There is other important physical evidence in Vermeer’s paintings that is not directly supported by Jelley’s theory, such as pinprick holes at the central vanishing point, as is found on the Art of painting and other works. Such pinprick holes were certainly used in the service of perspective constructions, for instance floor tiles. Jelley acknowledges that her theory does not explain such evidence, but states that her theory is at least compatible with such evidence: Vermeer might have employed her proposed projection/tracing method and then separately placed a pin at the (approximate) center of projection and use traditional perspective constructions. If Vermeer indeed worked this way, we might find a mis-registration between the optics-based printed layer and a layer constructed using traditional geometrical perspective. No one has found such an image discrepancy or mis-registration.

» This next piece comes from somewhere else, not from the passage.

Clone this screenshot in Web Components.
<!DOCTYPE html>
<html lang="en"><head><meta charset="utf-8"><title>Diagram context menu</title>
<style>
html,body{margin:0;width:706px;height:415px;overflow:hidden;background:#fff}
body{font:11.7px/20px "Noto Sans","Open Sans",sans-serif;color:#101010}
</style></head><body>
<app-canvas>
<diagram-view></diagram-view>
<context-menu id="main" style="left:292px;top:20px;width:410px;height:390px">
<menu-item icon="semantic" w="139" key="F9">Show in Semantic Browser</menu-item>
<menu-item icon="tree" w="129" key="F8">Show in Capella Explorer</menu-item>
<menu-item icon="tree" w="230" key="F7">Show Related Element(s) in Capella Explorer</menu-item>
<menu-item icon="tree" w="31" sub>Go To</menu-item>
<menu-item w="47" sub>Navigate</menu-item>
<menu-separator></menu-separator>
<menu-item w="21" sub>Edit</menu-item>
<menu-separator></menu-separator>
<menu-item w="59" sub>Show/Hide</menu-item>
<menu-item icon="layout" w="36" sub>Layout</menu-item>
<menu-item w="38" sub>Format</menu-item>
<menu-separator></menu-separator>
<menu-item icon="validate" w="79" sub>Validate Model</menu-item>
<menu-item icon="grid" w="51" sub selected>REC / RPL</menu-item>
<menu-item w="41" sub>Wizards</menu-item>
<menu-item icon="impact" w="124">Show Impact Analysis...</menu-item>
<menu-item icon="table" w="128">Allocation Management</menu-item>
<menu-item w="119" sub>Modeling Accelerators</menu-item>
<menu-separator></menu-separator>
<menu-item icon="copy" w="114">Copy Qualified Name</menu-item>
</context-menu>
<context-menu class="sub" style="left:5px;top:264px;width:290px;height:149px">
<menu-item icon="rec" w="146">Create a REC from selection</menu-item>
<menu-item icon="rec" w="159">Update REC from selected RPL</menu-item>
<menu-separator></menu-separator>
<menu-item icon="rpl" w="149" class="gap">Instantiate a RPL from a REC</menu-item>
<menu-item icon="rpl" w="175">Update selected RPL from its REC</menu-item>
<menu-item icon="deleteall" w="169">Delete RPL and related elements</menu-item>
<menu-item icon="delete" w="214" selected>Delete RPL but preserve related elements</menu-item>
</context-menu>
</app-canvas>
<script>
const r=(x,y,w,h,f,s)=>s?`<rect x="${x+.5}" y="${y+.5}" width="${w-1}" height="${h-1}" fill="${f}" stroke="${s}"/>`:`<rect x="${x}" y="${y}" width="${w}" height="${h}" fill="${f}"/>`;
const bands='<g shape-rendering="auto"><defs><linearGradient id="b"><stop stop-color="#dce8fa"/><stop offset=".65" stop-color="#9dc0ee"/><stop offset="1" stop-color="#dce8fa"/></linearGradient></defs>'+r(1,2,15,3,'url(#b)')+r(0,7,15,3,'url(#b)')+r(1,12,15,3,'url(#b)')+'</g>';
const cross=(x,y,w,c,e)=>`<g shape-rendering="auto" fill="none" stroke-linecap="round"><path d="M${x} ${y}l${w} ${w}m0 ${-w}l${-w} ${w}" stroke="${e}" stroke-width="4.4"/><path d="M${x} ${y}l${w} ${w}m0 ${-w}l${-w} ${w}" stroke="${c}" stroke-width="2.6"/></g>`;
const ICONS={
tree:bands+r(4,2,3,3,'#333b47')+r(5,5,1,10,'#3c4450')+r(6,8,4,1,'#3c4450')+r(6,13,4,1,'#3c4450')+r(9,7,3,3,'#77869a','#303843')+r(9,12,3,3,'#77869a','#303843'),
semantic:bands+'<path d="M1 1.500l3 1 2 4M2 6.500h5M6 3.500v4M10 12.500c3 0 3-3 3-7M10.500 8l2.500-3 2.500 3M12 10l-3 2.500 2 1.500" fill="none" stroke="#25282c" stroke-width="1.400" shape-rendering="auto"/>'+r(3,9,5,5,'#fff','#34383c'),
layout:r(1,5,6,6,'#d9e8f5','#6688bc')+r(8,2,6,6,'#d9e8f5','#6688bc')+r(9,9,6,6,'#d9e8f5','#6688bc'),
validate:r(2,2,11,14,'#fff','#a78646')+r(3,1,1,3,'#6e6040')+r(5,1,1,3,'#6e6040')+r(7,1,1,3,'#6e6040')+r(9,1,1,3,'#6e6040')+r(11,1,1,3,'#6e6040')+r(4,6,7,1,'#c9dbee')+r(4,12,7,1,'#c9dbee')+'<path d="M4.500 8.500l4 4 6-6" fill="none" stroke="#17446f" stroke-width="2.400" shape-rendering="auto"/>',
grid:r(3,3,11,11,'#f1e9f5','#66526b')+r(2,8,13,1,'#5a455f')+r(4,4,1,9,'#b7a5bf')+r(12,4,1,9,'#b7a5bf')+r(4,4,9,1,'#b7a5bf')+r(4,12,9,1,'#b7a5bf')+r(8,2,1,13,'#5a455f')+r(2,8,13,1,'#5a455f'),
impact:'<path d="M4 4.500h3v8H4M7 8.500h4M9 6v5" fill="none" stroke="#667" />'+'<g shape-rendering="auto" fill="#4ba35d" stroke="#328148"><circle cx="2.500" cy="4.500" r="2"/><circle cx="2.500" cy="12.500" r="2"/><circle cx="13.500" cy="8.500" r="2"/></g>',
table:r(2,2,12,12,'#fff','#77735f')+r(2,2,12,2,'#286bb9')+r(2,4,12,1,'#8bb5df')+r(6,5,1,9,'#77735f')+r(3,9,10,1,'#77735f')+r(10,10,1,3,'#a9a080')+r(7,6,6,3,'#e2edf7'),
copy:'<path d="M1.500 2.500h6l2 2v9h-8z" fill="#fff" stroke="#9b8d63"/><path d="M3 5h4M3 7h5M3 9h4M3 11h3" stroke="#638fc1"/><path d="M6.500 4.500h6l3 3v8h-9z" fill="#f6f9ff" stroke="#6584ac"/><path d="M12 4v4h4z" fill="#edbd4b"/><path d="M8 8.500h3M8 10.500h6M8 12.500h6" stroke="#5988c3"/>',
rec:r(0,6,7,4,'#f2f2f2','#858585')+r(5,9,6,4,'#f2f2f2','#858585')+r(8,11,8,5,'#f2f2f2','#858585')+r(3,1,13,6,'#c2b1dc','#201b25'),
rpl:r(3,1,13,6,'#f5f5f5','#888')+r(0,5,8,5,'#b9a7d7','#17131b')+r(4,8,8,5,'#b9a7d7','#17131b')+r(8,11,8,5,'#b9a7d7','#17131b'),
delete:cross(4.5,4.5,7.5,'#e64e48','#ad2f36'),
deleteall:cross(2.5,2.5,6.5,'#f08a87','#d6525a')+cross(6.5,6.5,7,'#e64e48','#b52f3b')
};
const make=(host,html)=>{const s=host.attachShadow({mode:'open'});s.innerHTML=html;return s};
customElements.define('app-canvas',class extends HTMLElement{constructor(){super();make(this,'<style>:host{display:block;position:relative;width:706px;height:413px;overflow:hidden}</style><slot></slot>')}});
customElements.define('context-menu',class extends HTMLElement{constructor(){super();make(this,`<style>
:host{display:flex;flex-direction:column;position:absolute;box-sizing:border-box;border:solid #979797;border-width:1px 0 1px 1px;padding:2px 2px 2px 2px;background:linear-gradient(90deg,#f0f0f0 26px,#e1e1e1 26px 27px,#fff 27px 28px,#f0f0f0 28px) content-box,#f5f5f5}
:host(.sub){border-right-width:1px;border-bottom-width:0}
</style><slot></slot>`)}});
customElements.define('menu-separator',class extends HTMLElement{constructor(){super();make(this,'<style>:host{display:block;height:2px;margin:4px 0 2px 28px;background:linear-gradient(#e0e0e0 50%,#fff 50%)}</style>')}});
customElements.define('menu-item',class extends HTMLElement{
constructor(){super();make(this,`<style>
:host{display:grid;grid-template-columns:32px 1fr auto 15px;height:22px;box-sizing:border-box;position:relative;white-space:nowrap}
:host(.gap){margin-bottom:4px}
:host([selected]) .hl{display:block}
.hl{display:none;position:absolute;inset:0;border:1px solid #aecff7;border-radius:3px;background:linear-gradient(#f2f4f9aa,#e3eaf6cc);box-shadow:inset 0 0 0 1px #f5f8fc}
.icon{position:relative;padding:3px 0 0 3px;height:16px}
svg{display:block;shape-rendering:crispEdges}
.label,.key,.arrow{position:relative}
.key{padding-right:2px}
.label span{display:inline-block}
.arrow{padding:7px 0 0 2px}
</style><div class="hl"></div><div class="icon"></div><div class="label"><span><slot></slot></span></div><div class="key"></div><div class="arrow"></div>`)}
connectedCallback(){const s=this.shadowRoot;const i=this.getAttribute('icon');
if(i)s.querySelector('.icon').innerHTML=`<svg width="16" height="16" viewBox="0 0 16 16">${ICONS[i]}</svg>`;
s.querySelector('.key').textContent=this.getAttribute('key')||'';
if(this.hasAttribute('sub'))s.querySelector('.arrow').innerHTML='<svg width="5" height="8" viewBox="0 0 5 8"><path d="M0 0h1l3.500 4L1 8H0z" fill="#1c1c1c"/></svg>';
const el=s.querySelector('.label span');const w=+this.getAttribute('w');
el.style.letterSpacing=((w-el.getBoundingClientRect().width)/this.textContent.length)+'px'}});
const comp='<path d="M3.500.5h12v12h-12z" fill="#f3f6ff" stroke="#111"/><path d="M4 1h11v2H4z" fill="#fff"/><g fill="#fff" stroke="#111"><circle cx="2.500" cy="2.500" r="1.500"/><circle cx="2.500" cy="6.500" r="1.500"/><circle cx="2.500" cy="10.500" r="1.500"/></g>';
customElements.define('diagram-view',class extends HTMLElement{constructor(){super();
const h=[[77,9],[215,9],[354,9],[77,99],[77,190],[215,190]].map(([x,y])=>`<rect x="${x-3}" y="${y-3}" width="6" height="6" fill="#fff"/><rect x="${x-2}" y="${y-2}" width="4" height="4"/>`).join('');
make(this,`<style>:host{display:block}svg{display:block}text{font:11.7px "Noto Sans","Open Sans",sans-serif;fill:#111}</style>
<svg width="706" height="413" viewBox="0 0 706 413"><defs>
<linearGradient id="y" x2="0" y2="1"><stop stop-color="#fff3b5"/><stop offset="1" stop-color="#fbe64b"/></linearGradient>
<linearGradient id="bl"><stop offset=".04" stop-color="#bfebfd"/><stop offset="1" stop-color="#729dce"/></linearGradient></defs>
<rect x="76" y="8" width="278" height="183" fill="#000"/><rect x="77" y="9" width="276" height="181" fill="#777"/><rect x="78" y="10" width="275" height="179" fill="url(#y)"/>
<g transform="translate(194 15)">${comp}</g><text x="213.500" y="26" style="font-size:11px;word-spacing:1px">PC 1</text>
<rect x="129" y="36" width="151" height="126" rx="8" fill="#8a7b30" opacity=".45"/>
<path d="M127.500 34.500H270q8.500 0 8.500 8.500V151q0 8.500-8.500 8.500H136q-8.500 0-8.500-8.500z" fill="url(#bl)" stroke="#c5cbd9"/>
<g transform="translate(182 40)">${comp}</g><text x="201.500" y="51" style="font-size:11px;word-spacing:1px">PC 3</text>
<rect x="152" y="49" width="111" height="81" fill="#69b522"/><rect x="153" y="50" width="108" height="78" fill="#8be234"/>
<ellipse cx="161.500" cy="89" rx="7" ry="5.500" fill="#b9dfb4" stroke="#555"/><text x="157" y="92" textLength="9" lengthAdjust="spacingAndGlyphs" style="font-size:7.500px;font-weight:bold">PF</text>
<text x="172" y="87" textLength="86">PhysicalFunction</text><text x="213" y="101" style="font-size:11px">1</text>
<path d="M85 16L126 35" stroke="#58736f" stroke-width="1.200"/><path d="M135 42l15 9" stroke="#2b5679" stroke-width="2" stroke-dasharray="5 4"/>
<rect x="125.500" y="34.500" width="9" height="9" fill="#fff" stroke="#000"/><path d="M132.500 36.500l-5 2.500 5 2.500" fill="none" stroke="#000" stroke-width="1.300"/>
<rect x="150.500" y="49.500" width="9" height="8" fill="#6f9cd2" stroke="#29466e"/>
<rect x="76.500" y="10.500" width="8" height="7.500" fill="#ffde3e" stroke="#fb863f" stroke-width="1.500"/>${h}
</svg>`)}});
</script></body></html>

In short, Jelley makes a quite plausible case that Vermeer could have used optics to produce an image, paint over the image, and “print” it onto his canvas as a first step in his method but falls short of making a convincing case that he actually did so. A more scholarly book might have presented counter-arguments to optical claims from other authors. If Jelley wants to convince scholars that Vermeer exploited optics, she will simply have to show a careful understanding of the relevant optics, perform the relevant optical experiments (including completing a full painting), and analyze how such optics makes her tracing/printing theory correct or at least highly plausible and competing proposals unlikely. Until—and perhaps even after such analysis—the precise method behind Vermeer’s masterpieces will remain a sublime mystery.

References:

[1] Philip Steadman, Vermeer’s Camera: Uncovering the Truth behind the Masterpieces, Oxford University Press (2001).

[2] Tim’s Vermeer, 1h 20m (A Penn and Teller Film) (2013).

[3] Jane Jelley, “From Perception to Paint:  the Practical Use of the Camera Obscura in the Time of Vermeer,” Art and Perception 1(1-2):  17–47 (2013).